When the witnesses are considering growers, I hope it will be based on the farmer's own production unit as it is and not going out looking for new conacre. Two people cannot make a living out of the one acre and to encourage them to do so would be reckless.

It is good to see Mr. Navratill here today. I thank him for his energy when he travelled the country with me attending meetings in 2009 and 2010. He is probably the most factually accurate person when it comes to sugar. While I do not have the figures before me, what percentage of the European quota did Ireland have in 2006? What percentage of the European quota did we have when we entered the EEC in 1973? I believe there was a big discrepancy between the amount Europe produced and the amount we had.

Have the witnesses fully considered the horticultural industry, for example producing tomatoes with the by-product of high-carbon dioxide coming from a plant? Have they considered the possibility of producing a carbon-neutral bio-plastic from beet, which would be fabulous given the number of plastic bottles in use today? I know it is a minor thing but it is another angle. I again thank the witnesses for all their efforts. Having met them in the past I know their commitment is as strong as ever and I am glad to see them here today.

Like previous speakers I also welcome the witnesses and compliment them on the work they have done. I know they have put considerable energy and enthusiasm into the project so far. I am very encouraged by the group's willingness to work and to share knowledge and expertise with BEET Ireland. We all want the industry to come back to the country and it is just a question of how to achieve that. Pulling everything together is very important in that regard.

What discussions have the witnesses had with the growers - the beet farmers - who are the main players? Have there been discussions with them on potential future contracts? The presentation refers to the south east of the country. What work has been done in that area on identifying sites? Given that the south east area is mentioned on a number of occasions, it would suggest that considerable work is being done in that area at the moment. On what is that based?

I appreciate that the presentation is summarised into six or seven points at the end. It is important that both groups have come to the same conclusion that it is a viable proposition from an economic point of view. It will generate and create considerable employment which is what we all want. I again thank the witnesses for their work.

I welcome Mr. Comerford and his team and thank them for the presentation. It is welcome that both groups see a positive future for production of sugar beet and bioenergy. I am pleased the witnesses are willing to work and share information with BEET Ireland. I ask them to give an example of how this has happened to date. In what manner have they shared this information and what conclusions have they reached together? I hope this can continue.

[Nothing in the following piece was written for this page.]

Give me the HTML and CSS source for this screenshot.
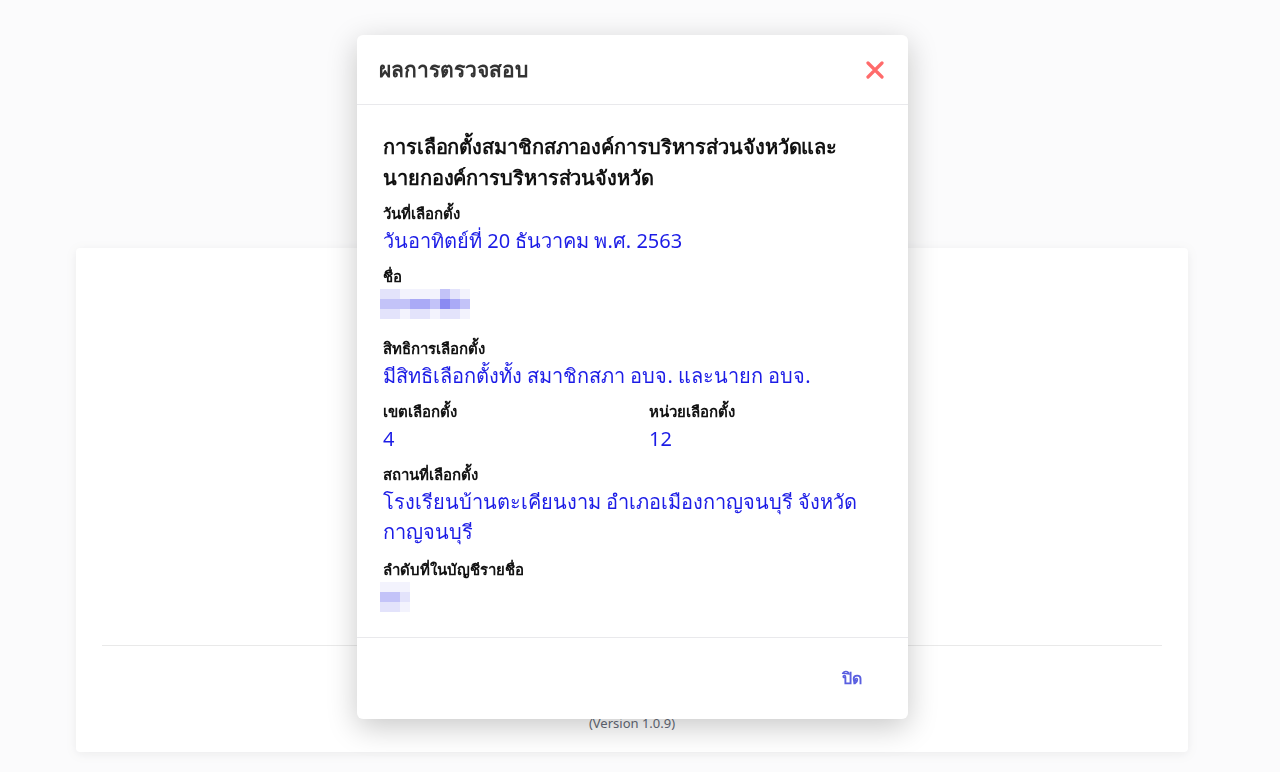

I am concerned about the location of the site. They have referred to the south east as the main centre of beet production. What about the south and midlands? On the basis of the tonnage that can be achieved in the south east, it may be that the rest of the country will not be required for this. What have the witnesses done about selecting a site? BEET Ireland was not anxious to disclose if it had a site or where it was located. The witnesses said it was a greenfield site. Have they pursued planning permission and do they envisage difficulties with it?

The closure of the beet industry in Ireland left a bad taste in many people's mouths. Has Mr. Comerford learned from that as swiftly as he did from his role in Greencore? What assurances can he give me that history will not repeat itself? Once he has set up this industry and taken profits from it, what assurances can he give that he will not close it down again and to hell with the farmer and the country as happened before? Many people are concerned that this group is really a front for British Sugar. Does that have any credence or can Mr. Comerford deny it?

Beet Ireland said there would be a significant role for the growers as shareholders in its company. Can the witnesses give similar assurances in respect of their company? What role do they envisage for the grower in their set up? Having listened to the previous presentation by BEET Ireland, do the witnesses believe they could come together after this session and work with a united front to re-establish the beet industry in Ireland? If not what impediments do they envisage?

I thank the group. As they were in the room when I spoke previously, they will have heard my sentiments about needing to see the industry return, which apply equally to this group as they did to the previous one. I thank them for their presentation and acknowledge their point about being willing to work with the previous group. I acknowledge the group's bona fides in wanting to see the sugar beet industry back in this country. I would like to put a question to the group that I also put to BEET Ireland. Most of the points I wished to make have been mentioned. Many members of the group have experience from the old regime and I would like to hear their views on how can we learn from the mistakes of the past and ensure that they do not happen again.

In light of the fact that there are differences, it would be the preference of this committee that there would not be two groups or two reports. The point was made earlier that British Sugar made a profit of €172 million in six months and in Britain there is poor participation. What is the group's view on BEET Ireland's proposal in regard to a 30% share in respect of growers? Does it consider that is workable? It is not a measure that is in the group's proposal. If it considers there are difficulties with its proposal, can it outline what they are? I would like to tease that out with the group.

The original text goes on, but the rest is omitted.